Lo studio era anche il cruccio del padre Giuseppe: egli avrebbe tanto voluto che suo figlio, una volta preso un valido titolo di studio, lo aiutasse nella gestione delle terre di famiglia da cui, da tre generazioni, i Marconi traevano ricchezza e profitto. Ma niente: Guglielmo non voleva sentir ragioni!
I suoi esperimenti continuavano senza pace. Ormai in casa non lo si vedeva quasi più e, con lui, neanche il maggiordomo, divenuto ormai il suo aiutante preferito.
Quella mattina del primo martedì di luglio del 1895 era una di quelle che giungevano al termine di una notte calda ed insonne. Gli esperimenti lo avevano portato a provare e riprovare ed ora, era giunto il momento della fatale verifica finale.
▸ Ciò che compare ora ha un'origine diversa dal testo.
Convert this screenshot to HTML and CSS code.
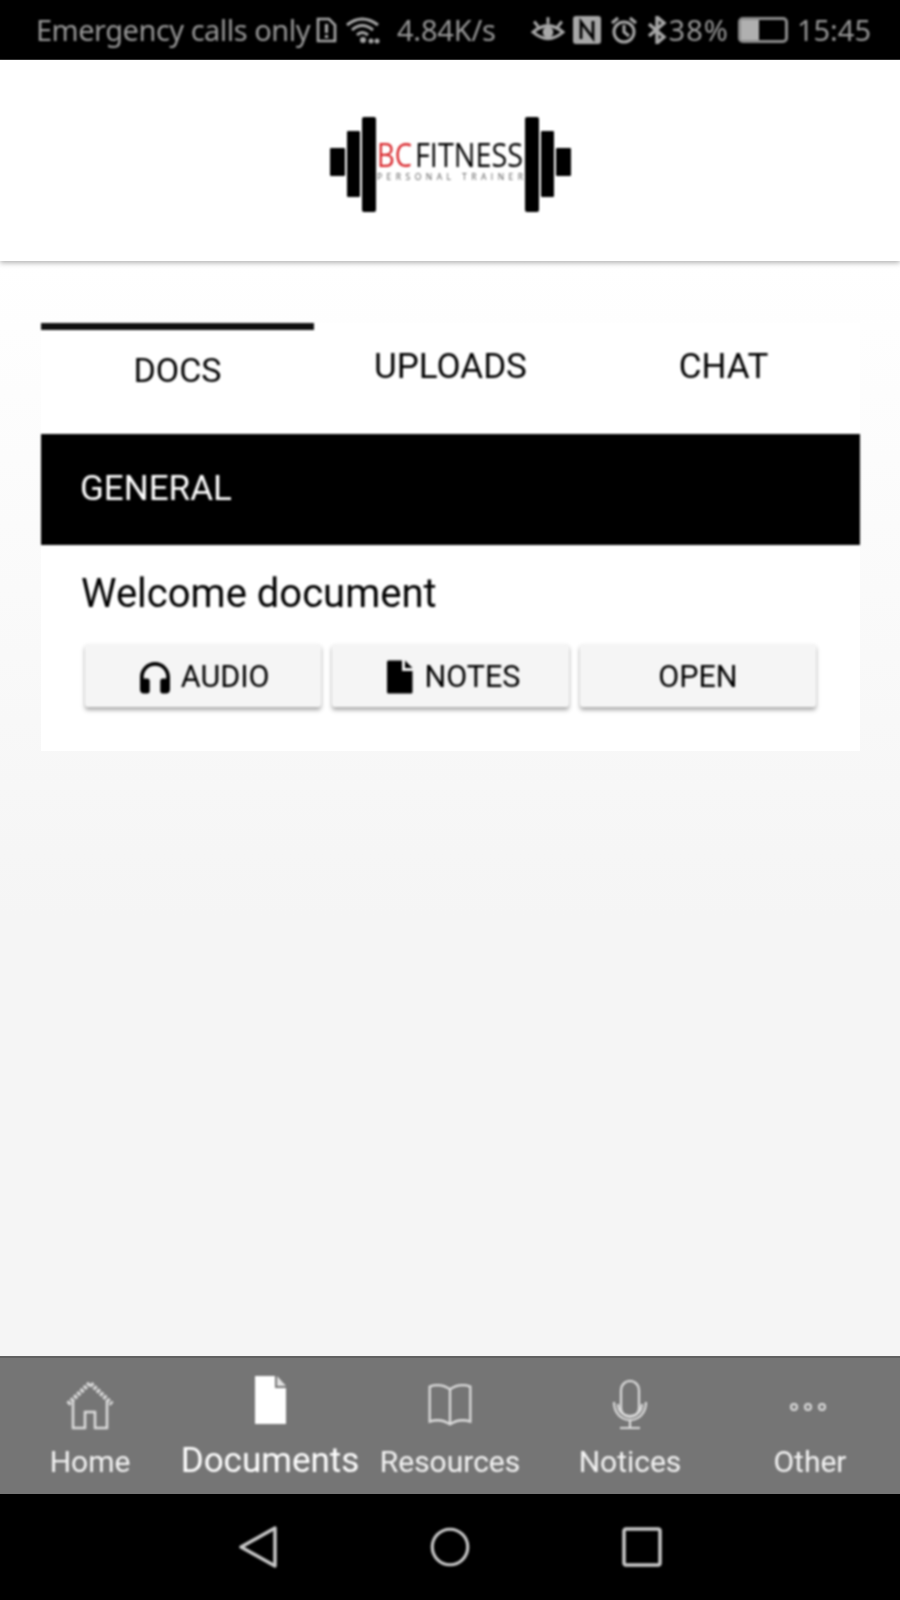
FILE: index.html
```html
<!DOCTYPE html>
<html lang="en">
<head>
    <meta charset="UTF-8">
    <meta name="viewport" content="width=device-width, initial-scale=1.0">
    <title>BC Fitness</title>
    <link rel="stylesheet" href="styles.css">
</head>
<body>
    <div class="status-bar">
        <div class="status-left">
            <span class="carrier">Emergency calls only</span>
            <svg class="sb-sim" viewBox="0 0 22 26"><path d="M3 2h11l6 6v16H3z" fill="none" stroke="#a8a8a8" stroke-width="2.6"/><path d="M11.5 7v9M11.5 18v3" stroke="#a8a8a8" stroke-width="3.2"/></svg>
            <svg class="sb-wifi" viewBox="0 0 36 28"><g fill="none" stroke="#a8a8a8" stroke-width="3"><path d="M2 9Q17-3 33 9"/><path d="M7 14Q17 5 28 14"/><path d="M12 19Q17 14 23 19"/></g><circle cx="18" cy="24" r="3" fill="#a8a8a8"/><circle cx="26" cy="25" r="2.500" fill="#a8a8a8"/><circle cx="32" cy="25" r="2.500" fill="#a8a8a8"/></svg>
            <span class="speed">4.84K/s</span>
        </div>
        <div class="status-right">
            <svg class="sb-eye" viewBox="0 0 32 26"><path d="M2 15Q16 3 30 15Q16 27 2 15Z" fill="none" stroke="#a8a8a8" stroke-width="3"/><circle cx="16" cy="15" r="5" fill="#a8a8a8"/><path d="M3 5l4 5M16 1v6M29 5l-4 5" stroke="#a8a8a8" stroke-width="2.800"/></svg>
            <svg class="sb-nfc" viewBox="0 0 28 28"><rect width="28" height="28" rx="3" fill="#a8a8a8"/><path d="M8 23V6l12 16V5" fill="none" stroke="#000" stroke-width="2.800"/></svg>
            <svg class="sb-alarm" viewBox="0 0 28 28"><circle cx="14" cy="16" r="10" fill="none" stroke="#a8a8a8" stroke-width="3"/><path d="M14 9v7l5 4M2 7l6-5M26 7l-6-5" fill="none" stroke="#a8a8a8" stroke-width="3"/></svg>
            <svg class="sb-bt" viewBox="0 0 20 28"><path d="M2 8l15 13-7 6V1l7 6L2 20" fill="none" stroke="#a8a8a8" stroke-width="3.400"/></svg>
            <span class="batt-pct">38%</span>
            <span class="battery"><span class="battery-level"></span></span>
            <span class="clock">15:45</span>
        </div>
    </div>

    <header class="app-header">
        <svg class="logo" width="241" height="96" viewBox="0 0 241 96">
            <rect x="0" y="31" width="15" height="28" rx="1"/>
            <rect x="17" y="14" width="13" height="66" rx="1"/>
            <rect x="32" y="0" width="14" height="95" rx="2"/>
            <rect x="195" y="0" width="14" height="95" rx="2"/>
            <rect x="211" y="14" width="13" height="66" rx="1"/>
            <rect x="226" y="31" width="15" height="28" rx="1"/>
            <text class="logo-bc" x="47" y="50" textLength="35" lengthAdjust="spacingAndGlyphs">BC</text>
            <text class="logo-fit" x="85" y="50" textLength="108" lengthAdjust="spacingAndGlyphs">FITNESS</text>
            <text class="logo-sub" x="47" y="63" textLength="146">PERSONAL TRAINER</text>
        </svg>
    </header>

    <main class="content">
        <nav class="tabs">
            <div class="tab active">DOCS</div>
            <div class="tab">UPLOADS</div>
            <div class="tab">CHAT</div>
        </nav>
        <section class="card">
            <h2 class="card-head">GENERAL</h2>
            <div class="doc">
                <p class="doc-title">Welcome document</p>
                <div class="doc-actions">
                    <button class="btn">
                        <svg class="btn-icon" viewBox="0 0 24 24"><path d="M12 2C6.5 2 2 6.5 2 12v8.5C2 21.9 3.1 23 4.5 23H7c.8 0 1.500-.7 1.500-1.500v-7C8.500 13.700 7.800 13 7 13H4.500v-1a7.500 7.500 0 0 1 15 0v1H17c-.8 0-1.500.7-1.500 1.500v7c0 .8.7 1.500 1.500 1.500h2.500c1.400 0 2.500-1.100 2.500-2.500V12c0-5.500-4.500-10-10-10z"/></svg>
                        AUDIO
                    </button>
                    <button class="btn">
                        <svg class="btn-icon" viewBox="0 0 24 24"><path d="M5 1h9v7h7v14a1 1 0 0 1-1 1H5a1 1 0 0 1-1-1V2a1 1 0 0 1 1-1zM16 1l5 5h-5z"/></svg>
                        NOTES
                    </button>
                    <button class="btn">OPEN</button>
                </div>
            </div>
        </section>
    </main>

    <nav class="bottom-tabs">
        <div class="bt-item">
            <svg class="bt-icon" viewBox="0 0 48 50" fill="none" stroke="#dcdcdc" stroke-width="2.500"><path d="M2 24L24 3l22 21" stroke-width="4.500" stroke-dasharray="3 1.500"/><path d="M7 20v28h12V32h10v16h12V20"/></svg>
            <span>Home</span>
        </div>
        <div class="bt-item current">
            <svg class="bt-icon" viewBox="0 0 48 50"><path d="M9 0h20v12h11v36H9z" fill="#fff"/><path d="M31 0l9 10h-9z" fill="#e0e0e0"/></svg>
            <span>Documents</span>
        </div>
        <div class="bt-item">
            <svg class="bt-icon" viewBox="0 0 52 50" fill="none" stroke="#dcdcdc" stroke-width="2.500"><path d="M26 8Q16 1 4 5v38q12-4 22 3 10-7 22-3V5Q36 1 26 8zM26 8v38"/></svg>
            <span>Resources</span>
        </div>
        <div class="bt-item">
            <svg class="bt-icon" viewBox="0 0 48 50" fill="none" stroke="#dcdcdc" stroke-width="2.200"><rect x="15" y="1" width="18" height="36" rx="9"/><path d="M8 22c0 24 32 24 32 0M12 24c0 16 24 16 24 0M24 39v9M14 48h20"/></svg>
            <span>Notices</span>
        </div>
        <div class="bt-item">
            <svg class="bt-icon" viewBox="0 0 48 50" fill="none" stroke="#dcdcdc" stroke-width="2"><circle cx="8" cy="27" r="3"/><circle cx="22" cy="27" r="3"/><circle cx="36" cy="27" r="3"/></svg>
            <span>Other</span>
        </div>
    </nav>

    <footer class="nav-bar">
        <svg class="nav-icon" viewBox="0 0 40 44"><path d="M3 22L37 3v38z"/></svg>
        <svg class="nav-icon" viewBox="0 0 44 44"><circle cx="22" cy="22" r="19.500"/></svg>
        <svg class="nav-icon" viewBox="0 0 40 40"><rect x="2" y="2" width="36" height="36" rx="2"/></svg>
    </footer>
</body>
</html>
```
FILE: styles.css
```css
* {
    box-sizing: border-box;
}
html, body {
    margin: 0;
    height: 100%;
}
body {
    display: flex;
    flex-direction: column;
    width: 900px;
    height: 1600px;
    overflow: hidden;
    font-family: Roboto, "Liberation Sans", sans-serif;
    color: #000;
    background: #fff;
}

/* the source image is soft, so its contents are too */
.status-left, .status-right, .logo, .tab, .card-head, .doc, .bt-item, .nav-icon {
    filter: blur(0.8px);
}

/* status bar */
.status-bar {
    height: 60px;
    flex: none;
    background: #000;
    color: #989898;
    display: flex;
    justify-content: space-between;
    align-items: center;
    padding: 0 29px 0 36px;
    font-family: "Noto Sans", sans-serif;
    font-size: 29px;
    border-bottom: 1px solid #333;
}
.status-left, .status-right {
    display: flex;
    align-items: center;
}
.carrier {
    letter-spacing: -0.5px;
}
.sb-sim {
    width: 22px;
    height: 26px;
    margin-left: 5px;
}
.sb-wifi {
    width: 36px;
    height: 28px;
    margin-left: 8px;
}
.speed {
    margin-left: 16px;
    letter-spacing: -0.2px;
}
.sb-eye {
    width: 34px;
    height: 28px;
}
.sb-nfc {
    width: 28px;
    height: 28px;
    margin-left: 8px;
}
.sb-alarm {
    width: 28px;
    height: 28px;
    margin-left: 9px;
}
.sb-bt {
    width: 20px;
    height: 28px;
    margin-left: 9px;
}
.batt-pct {
    margin-left: 2px;
    letter-spacing: 1px;
}
.battery {
    width: 50px;
    height: 26px;
    margin-left: 9px;
    border: 3px solid #8c8c8c;
    border-radius: 5px;
    display: block;
}
.battery-level {
    display: block;
    width: 18px;
    height: 100%;
    background: #b0b0b0;
}
.clock {
    margin-left: 9px;
}

/* header */
.app-header {
    height: 201px;
    flex: none;
    background: #fff;
    display: flex;
    justify-content: center;
    padding-top: 57px;
    box-shadow: 0 2px 5px rgba(0, 0, 0, 0.3);
    z-index: 1;
}
.logo-bc, .logo-fit {
    font-family: "Open Sans", sans-serif;
    font-size: 33px;
}
.logo-bc {
    fill: #d9262b;
}
.logo-fit {
    fill: #000;
}
.logo-sub {
    font-family: "Open Sans", sans-serif;
    font-size: 8.500px;
    fill: #555;
}

/* main area */
.content {
    flex: 1;
    padding: 62px 40px 0 41px;
    background: linear-gradient(#fff, #f5f5f5 60%);
}
.tabs {
    display: flex;
    background: #fff;
    height: 111px;
}
.tab {
    flex: 1;
    text-align: center;
    font-size: 35px;
    line-height: 36px;
    padding-top: 26px;
    color: #000;
}
.tab.active {
    border-top: 7px solid #111;
    padding-top: 22px;
    font-size: 34px;
}
.card {
    background: #fff;
    height: 317px;
}
.card-head {
    margin: 0;
    height: 111px;
    background: #000;
    color: #fff;
    font-size: 35px;
    font-weight: 400;
    line-height: 110px;
    padding-left: 39px;
}
.doc {
    padding: 28px 44px 0;
}
.doc-title {
    margin: 0 0 29px -4px;
    font-size: 40px;
    line-height: 42px;
    color: #000;
}
.doc-actions {
    display: flex;
    gap: 11px;
}
.btn {
    flex: 1;
    height: 63px;
    border: 0;
    padding: 2px 0 0;
    border-radius: 3px;
    background: #f5f5f5;
    color: #000;
    font-family: inherit;
    font-size: 30.500px;
    display: flex;
    align-items: center;
    justify-content: center;
    gap: 8px;
    box-shadow: 0 3px 4px rgba(0, 0, 0, 0.35);
}
.btn-icon {
    width: 36px;
    height: 36px;
    fill: #000;
}

/* bottom tabs */
.bottom-tabs {
    height: 138px;
    flex: none;
    background: #757575;
    border-top: 2px solid #606060;
    display: flex;
    z-index: 1;
}
.bt-item {
    flex: 1;
    display: flex;
    flex-direction: column;
    align-items: center;
    color: #f4f4f4;
    font-size: 30px;
    padding-top: 22px;
    white-space: nowrap;
}
.bt-icon {
    width: 48px;
    height: 50px;
    margin-bottom: 14px;
}
.bt-item.current {
    font-size: 35px;
    color: #fff;
    padding-top: 18px;
}

/* android nav */
.nav-bar {
    height: 106px;
    flex: none;
    background: #000;
    display: flex;
    justify-content: center;
    align-items: center;
    gap: 152px;
}
.nav-icon {
    width: 40px;
    height: 44px;
    fill: none;
    stroke: #c8c8c8;
    stroke-width: 3.500;
    stroke-linejoin: round;
}
```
Era sua intenzione verificare se le onde hertziane prodotte dai suoi congegni fossero in grado di superare gli ostacoli e la collina dei Celestini, posta proprio di fronte alla grande villa era, da sempre, l'ostacolo per eccellenza. Aspettò, con impazienza, che arrivasse il fido Mignani, gli diede uno dei suoi ricevitori, un fucile carico e lo spedì oltre la collina, a tre km da casa. Unica spiegazione: sbrigati, accendi e, se senti qualcosa, spara!
Il maggiordomo corse oltre la collina. Quei minuti di attesa parvero a Guglielmo interminabili... fremeva, andando avanti ed indietro nella stanza dei bachi. Finalmente, trascorsi i minuti necessari per consentire al maggiordomo di appostarsi nel luogo convenuto, si avvicinò alla trasmittente. Avrebbe dovuto chiudere il circuito tre volte, trasmettendo quella che, nell'alfabeto inventato da Samuel Morse mezzo secolo prima, era la lettera "O". Schiacciò tre volte il tasto, le dita sudate scivolarono dal pomello. Dopo la trasmissione, chiuse gli occhi e trattenne il respiro. Trascorsero alcuni interminabili secondi: il tempo pareva inspiegabilmente dilatato... poi, finalmente, lo sparo di Mignani riecheggiò oltre la finestra, facendo alzare in volo un pigro stormo di tortore.
Dopo quello sparo, il mondo sarebbe stato, per sempre, più piccolo!